Le fait que la France ne reconnaisse pas la juridiction de la Cour internationale de justice – celle de La Haye, qui a été fondée avec les Nations unies – ne signifie pas qu’elle ne doit pas respecter ce que dit cette cour. Ce sont deux choses différentes. Je regrette infiniment que la France ait agi ainsi. C’est en 1974, quand elle a été menacée d’être traînée devant la Cour pour les essais nucléaires dans le Pacifique, et alors même qu’elle avait reconnu la juridiction obligatoire de la Cour en tant que membre permanent du Conseil de sécurité – comme grande puissance, c’était bien le moins qu’on pouvait attendre d’elle –, qu’elle a préféré s’en retirer. Elle n’est jamais revenue sur sa décision.

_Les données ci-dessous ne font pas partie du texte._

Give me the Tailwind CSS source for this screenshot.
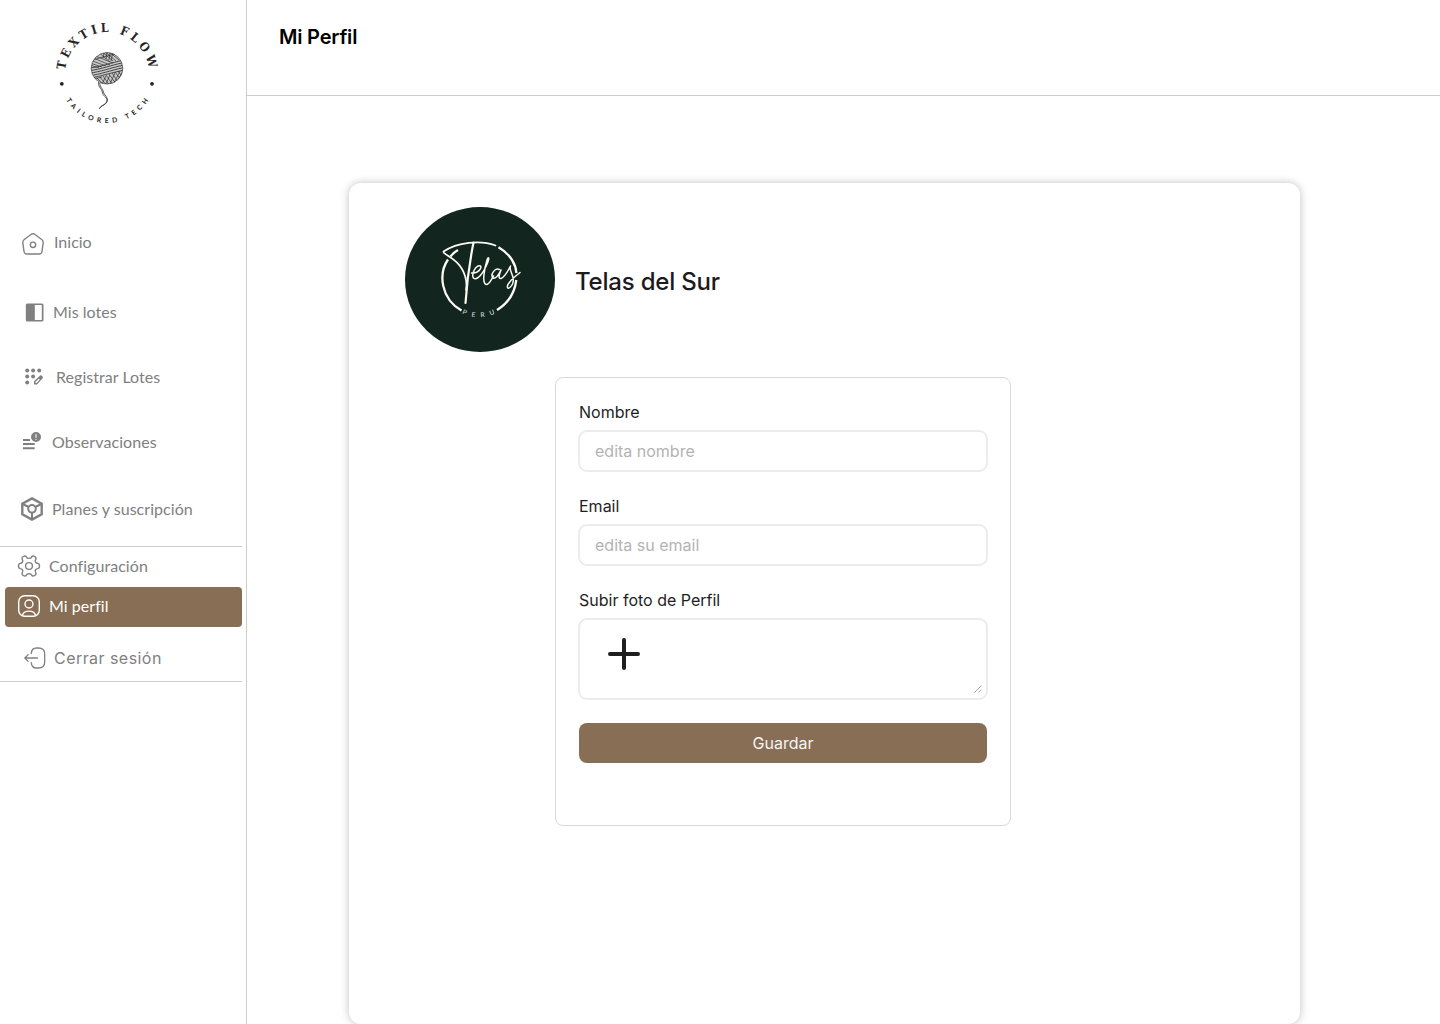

Cela signifie qu’aucun État de la planète ne peut traduire la France devant la Cour internationale de justice, sauf si l’État en question est lié à la France par un traité qui inclut une clause de juridiction. C’est le cas notamment de la Convention pour la prévention et la répression du crime de génocide. Cela étant, les arrêts de la Cour et ses avis consultatifs constituent des moyens, pour elle, de préciser le droit international, s’agissant de problèmes où subsiste un doute sur ce que dit ce droit. Une fois que la Cour a dit le droit international, son interprétation est valable pour tous les États du monde. Même si sa décision ne peut pas être revendiquée par un État dans un contentieux bilatéral, d’une manière générale le droit international a été dit.